Prince more like a pauper as jeers greet lacklustre return


John Rawling sees Naseem Hamed come close to self-parody as helabours to beat little-regarded Manuel Calvo for the IBO title

It may be par for the course for Manchester United fans to vote with their feet and head en masse for the Old Trafford exits in the closing minutes of a match if their side's performance doesn't come up to scratch, but in world championship boxing the fans' early trek to the car park or the nearest bar is virtually unknown.

So, in that respect at least, Naseem Hamed was right when he said before the fight he would take his boxing onto a new level in his comeback. Three or four rounds before the final bell of his stultifyingly tedious contest against Manuel Calvo at the London Arena, the exodus began. First it was a trickle, but by the end they were leaving in droves.

Of those in the sell-out 12,000 crowd who remained, a few die-hards cheered while many more joined in choruses of "What a load of rubbish" and "You're shit, and you know you are," before the inevitability of a wide and unanimous points verdict was announced in Hamed's favour to make him a world champion, recognised by few sane people outside the offices of the International Boxing Organisation.

This was one of the worst high-profile fights seen in a British ring since Johnny Nelson stunk the place out against Carlos de Leon. Those who had paid £150 to sit at ringside to witness Hamed's first fight in 13 months might think they had bought the right to more consideration.

"Speed is power," Hamed had told us would be the cornerstone philosophy of his boxing strategy as he relaunched his career.
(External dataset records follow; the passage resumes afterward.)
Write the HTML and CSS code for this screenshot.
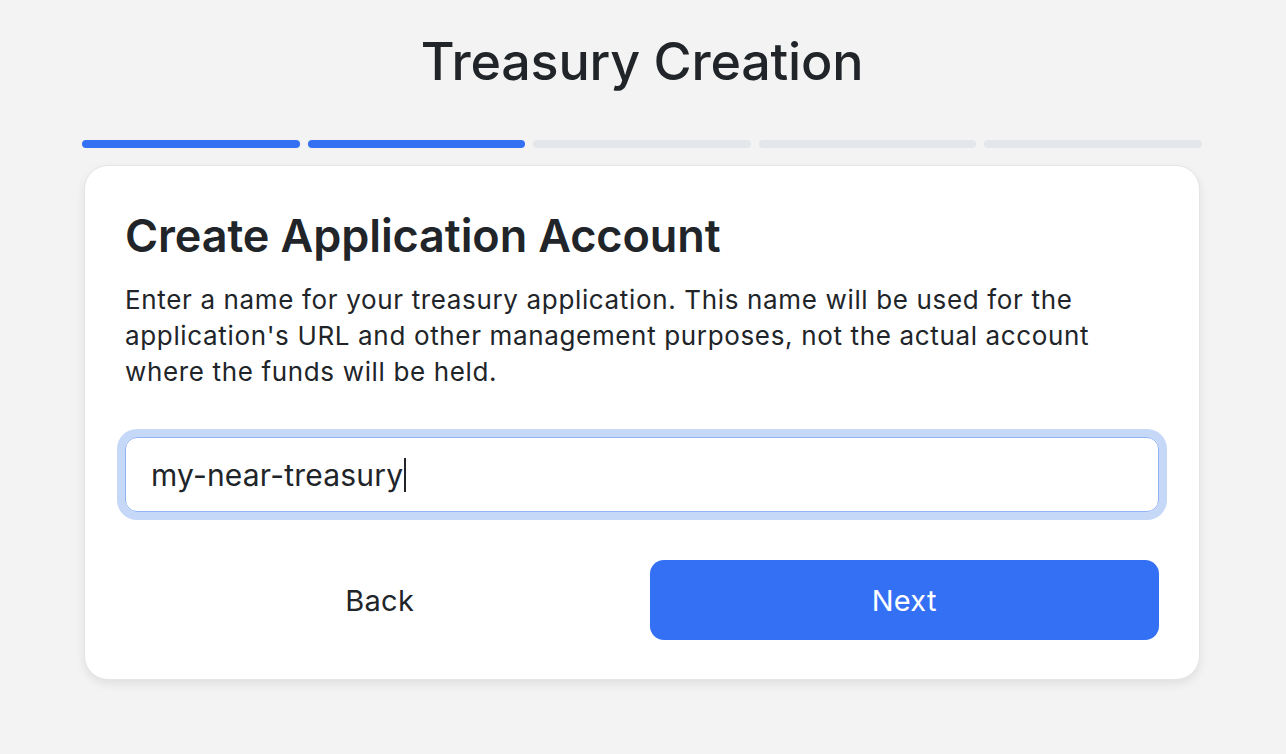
FILE: index.html
```html
<!DOCTYPE html>
<html lang="en">
<head>
<meta charset="utf-8">
<title>Treasury Creation</title>
<link rel="stylesheet" href="styles.css">
</head>
<body>
<main class="page">
  <h1 class="title">Treasury Creation</h1>
  <div class="steps">
    <span class="step active"></span>
    <span class="step active"></span>
    <span class="step"></span>
    <span class="step"></span>
    <span class="step"></span>
  </div>
  <section class="card">
    <h2 class="card-title">Create Application Account</h2>
    <p class="card-text">Enter a name for your treasury application. This name will be used for the application's URL and other management purposes, not the actual account where the funds will be held.</p>
    <div class="field">
      <div class="input"><span class="value">my-near-treasury</span><span class="caret"></span></div>
    </div>
    <div class="actions">
      <button class="btn btn-back">Back</button>
      <button class="btn btn-next">Next</button>
    </div>
  </section>
</main>
</body>
</html>
```

FILE: styles.css
```css
* { box-sizing: border-box; }
html, body { margin: 0; padding: 0; }
body {
  background: #f3f3f3;
  font-family: Inter, "Noto Sans", sans-serif;
  color: #212529;
  width: 1286px;
  height: 754px;
  overflow: hidden;
}
.page {
  width: 1120px;
  margin: 0 0 0 82px;
  padding-top: 26px;
  display: flex;
  flex-direction: column;
}
.title {
  margin: 0;
  text-align: center;
  font-size: 52px;
  font-weight: 500;
  line-height: 72px;
  letter-spacing: -0.2px;
  color: #212529;
}
.steps {
  display: flex;
  gap: 8px;
  margin-top: 42px;
}
.step {
  flex: 1;
  height: 8px;
  border-radius: 4px;
  background: #e3e6eb;
}
.step.active { background: #3470f4; }
.card {
  margin: 17px 2px 0;
  background: #fff;
  border: 1px solid #e3e5e9;
  border-radius: 24px;
  box-shadow: 0 4px 10px rgba(0,0,0,0.08);
  padding: 42px 40px 39px;
  display: flex;
  flex-direction: column;
}
.card-title {
  margin: 0;
  font-size: 45px;
  font-weight: 600;
  line-height: 56px;
  letter-spacing: -0.1px;
}
.card-text {
  margin: 18px 0 0;
  font-size: 26px;
  line-height: 36px;
  letter-spacing: 0.65px;
}
.field {
  margin-top: 47px;
}
.input {
  height: 75px;
  border: 1px solid #8fb3f5;
  border-radius: 12px;
  box-shadow: 0 0 0 8px #c6d8f8;
  display: flex;
  align-items: center;
  padding: 0 25px;
  font-size: 30px;
  letter-spacing: 0.2px;
  color: #212529;
}
.caret {
  width: 2px;
  height: 34px;
  background: #212529;
  margin-left: 1px;
}
.actions {
  margin-top: 48px;
  display: flex;
  gap: 15px;
}
.btn {
  flex: 1;
  height: 80px;
  border: none;
  border-radius: 14px;
  font-family: inherit;
  font-size: 29px;
  font-weight: 400;
  letter-spacing: 0.3px;
  background: transparent;
  color: #212529;
}
.btn-next {
  background: #3470f4;
  color: #fff;
}
```
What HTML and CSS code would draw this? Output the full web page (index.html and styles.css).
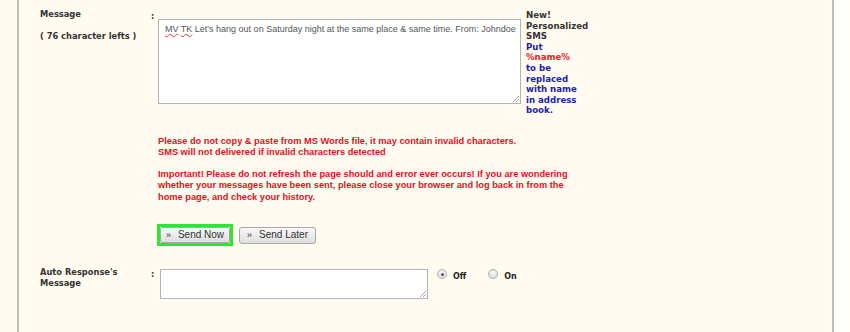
FILE: index.html
```html
<!DOCTYPE html>
<html>
<head>
<meta charset="utf-8">
<link rel="stylesheet" href="styles.css">
</head>
<body>
<div class="page">
  <div class="panel">
    <div class="row row-msg">
      <div class="label">Message<br><br>( 76 character lefts )</div>
      <div class="colon">:</div>
      <div class="field">
        <div class="msg-line">
          <div class="msg-box"><span class="typo">MV</span> <span class="typo">TK</span> Let's hang out on Saturday night at the same place &amp; same time. From: Johndoe</div>
          <div class="note"><span class="dark">New! Personalized SMS</span><br><span class="blue">Put <span class="red">%name%</span> to be replaced with name in address book.</span></div>
        </div>
        <div class="warn">
          <p>Please do not copy &amp; paste from MS Words file, it may contain invalid characters.<br>SMS will not delivered if invalid characters detected</p>
          <p>Important! Please do not refresh the page should and error ever occurs! If you are wondering whether your messages have been sent, please close your browser and log back in from the home page, and check your history.</p>
        </div>
        <div class="buttons">
          <span class="focus"><button class="btn btn-now" type="button"><span class="arr">&raquo;</span>Send Now</button></span>
          <button class="btn btn-later" type="button"><span class="arr">&raquo;</span>Send Later</button>
        </div>
      </div>
    </div>
    <div class="row row-auto">
      <div class="label">Auto Response's<br>Message</div>
      <div class="colon">:</div>
      <div class="field field-auto">
        <div class="auto-box"></div>
        <label class="opt"><span class="radio checked"></span><span class="opt-text">Off</span></label>
        <label class="opt"><span class="radio"></span><span class="opt-text">On</span></label>
      </div>
    </div>
  </div>
</div>
</body>
</html>
```

FILE: styles.css
```css
html, body {
  margin: 0;
  padding: 0;
  background: #fffdf8;
}
.page {
  width: 817px;
  min-height: 332px;
  padding-left: 17px;
  background: #fffbf1;
  display: flex;
}
.panel {
  flex: 1;
  border-left: 2px solid #bdbdbd;
  border-right: 2px solid #bdbdbd;
  padding-left: 21px;
  min-height: 340px;
  box-sizing: border-box;
}
.row {
  display: flex;
  align-items: flex-start;
}
.row-msg {
  padding-top: 9px;
}
.label {
  width: 111px;
  font: bold 8.3px/11px "DejaVu Sans", sans-serif;
  color: #333;
}
.colon {
  width: 7px;
  font: bold 8.3px/11px "DejaVu Sans", sans-serif;
  color: #333;
  padding-top: 2px;
}
.field {
  width: 430px;
}
.msg-line {
  display: flex;
  align-items: flex-start;
  gap: 5px;
}
.msg-box {
  margin-top: 10px;
  width: 363px;
  height: 85px;
  box-sizing: border-box;
  border: 1px solid #b4b4b4;
  background: #fff;
  padding: 4px 6px;
  font: 9px/11px "Liberation Sans", Arial, sans-serif;
  color: #555;
  white-space: nowrap;
  overflow: hidden;
  position: relative;
}
.msg-box::after,
.auto-box::after {
  content: "";
  position: absolute;
  right: 1px;
  bottom: 1px;
  width: 6px;
  height: 6px;
  background: linear-gradient(135deg, transparent 45%, #aaa 45%, #aaa 55%, transparent 55%, transparent 70%, #aaa 70%, #aaa 80%, transparent 80%);
}
.typo {
  text-decoration: underline wavy #e33;
  text-decoration-thickness: 1px;
  text-underline-offset: 1px;
}
.note {
  width: 54px;
  padding-top: 1px;
  font: bold 8.6px/10.6px "DejaVu Sans", sans-serif;
}
.dark { color: #333; }
.blue { color: #1d1dad; }
.red { color: #e8202a; }
.warn {
  margin-top: 20px;
  color: #e2101c;
  font: bold 9.25px/11.5px "Liberation Sans", Arial, sans-serif;
}
.warn p {
  margin: 0 0 10px 0;
}
.warn p:last-child {
  margin-bottom: 0;
}
.buttons {
  margin-top: 21px;
  margin-left: -1px;
  display: flex;
  align-items: center;
  gap: 6px;
}
.focus {
  display: inline-flex;
  border: 3px solid #2fe62f;
}
.btn {
  margin: 0;
  font: 10px/1 "Liberation Sans", Arial, sans-serif;
  color: #333;
  background: linear-gradient(#f8f8f8, #dedede);
  border: 1px solid #a8a8a8;
  border-radius: 2px;
  padding: 0;
  display: inline-flex;
  align-items: center;
  justify-content: center;
  gap: 8px;
}
.btn-now {
  width: 70px;
  height: 16px;
}
.btn-later {
  width: 77px;
  height: 17px;
  border-radius: 3px;
}
.arr {
  font-size: 9px;
  letter-spacing: -1px;
}
.row-auto {
  margin-top: 21px;
}
.field-auto {
  display: flex;
  align-items: flex-start;
  padding-top: 2px;
}
.auto-box {
  margin-left: 2px;
  width: 268px;
  height: 30px;
  box-sizing: border-box;
  border: 1px solid #b4b4b4;
  background: #fff;
  position: relative;
}
.opt {
  display: flex;
  align-items: flex-start;
  margin-left: 9px;
}
.opt + .opt {
  margin-left: 22px;
}
.opt-text {
  font: bold 8px/10px "DejaVu Sans", sans-serif;
  color: #222;
  padding-top: 3px;
}
.radio {
  flex: none;
  width: 10px;
  height: 10px;
  box-sizing: border-box;
  border-radius: 50%;
  border: 1px solid #b0b0b0;
  background: radial-gradient(circle at 50% 35%, #fafafa, #d6d6d6);
  margin-right: 6px;
  position: relative;
}
.radio.checked::after {
  content: "";
  position: absolute;
  left: 2.5px;
  top: 2.5px;
  width: 3px;
  height: 3px;
  border-radius: 50%;
  background: #555;
}
```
Instead, he produced the same kind of tactically bankrupt performance which had led to his humbling against Marco Antonio Barrera in Las Vegas. In his post-fight interview, Hamed said the critics who jeered in the crowd were "ignorant" of his craft and artistry. But three prominent old champions at ringside, Glenn McCrory, Duke McKenzie and Herol Graham, were unanimous: Joe Public had got it spot on.

Calvo is the man who only just scraped past the shop-worn old champion Steve Robinson a year ago. He is the fighter beaten by the light-punching Doncaster featherweight Jon Jo Irwin. Hamed was struggling, dismally, against a fighter he would surely have blitzed in double-quick time in his prime. "I basically boxed with very good ability. The kid (who is 34) had a good chin," he said.

"I won the fight easy. The crowd should back the champion up. The kid wasn't in the fight and I hit him with every shot in the book," Hamed told television viewers, giving no hint of an explanation as to why so many of his jabs had been thrown with so little authority, or why he had repeatedly lunged in behind wild attacks which would have left him frighteningly vulnerable against a more capable counter puncher.

Well over an hour later, perhaps after the promoter Barry Hearn had been able to report the critical mood of his analysts back to Hamed, the fighter appeared at a press conference. "Long enough for him to get his excuses worked out," one veteran cynic suggested.

"I had a bad hand injury in the second round. I switched to orthodox and hit him with a peach of a left hook, and it felt like it broke. So I was working a lot with single shots," Hamed explained.

"I was shining up to the point of hurting my hand. I know I was better than him. I was beating him in style, the way I wanted. No matter what anyone says, I loved my performance and I'm laughing all the way back to Sheffield.

"The booing was no problem. If you're a pro, and you care about the crowd, you're not a very good pro. If they want to boo, let them. I've entertained them for many a year and, God willing, I will entertain them for years to come. It's really frustrating, but my hands were very, very sore." Hamed conceded "there may have been a little ring-rust" in his performance. It is to be hoped that is the valid excuse, because there was more than a hint at times of him being tentative to the point of gun-shy in his approach.

Hamed said he wants to fight again within three months, if a suitable TV slot can be found. Representatives of the veteran International Boxing Federation champion Johnny Tapia were at ringside and he seems a likely opponent, particularly as the Mancunian Michael Brodie, the most viable alternative, left the arena with his face bruised and battered, a dreadful cut sliced along the length of his right eyelid, after he won his undercard contest on points against Pastor Maurin of Argentina.

Hamed is 28, and clearly has time to fulfil his stated ambition of beating Tapia before moving on to a Barrera rematch. But the chances of him ever reversing the Barrera result seem slim and there is no guarantee he would beat the 36-year-old Tapia

The thrilling successes of Hamed's early career were built on qualities of elusiveness, speed and power. The reflexes of a young man enabled him to get away with the inherent risks of his devil-may-care style.

Now, whatever Hamed's public pronouncements may be, an uncertainty has crept into his work, or perhaps an understanding, even at 28, that the fractions which separate success and failure have narrowed enough to make him a legitimate target for men who could once do little more than stand and admire.

One off night does not mean Hamed is finished, far from it, but the warning signs are there.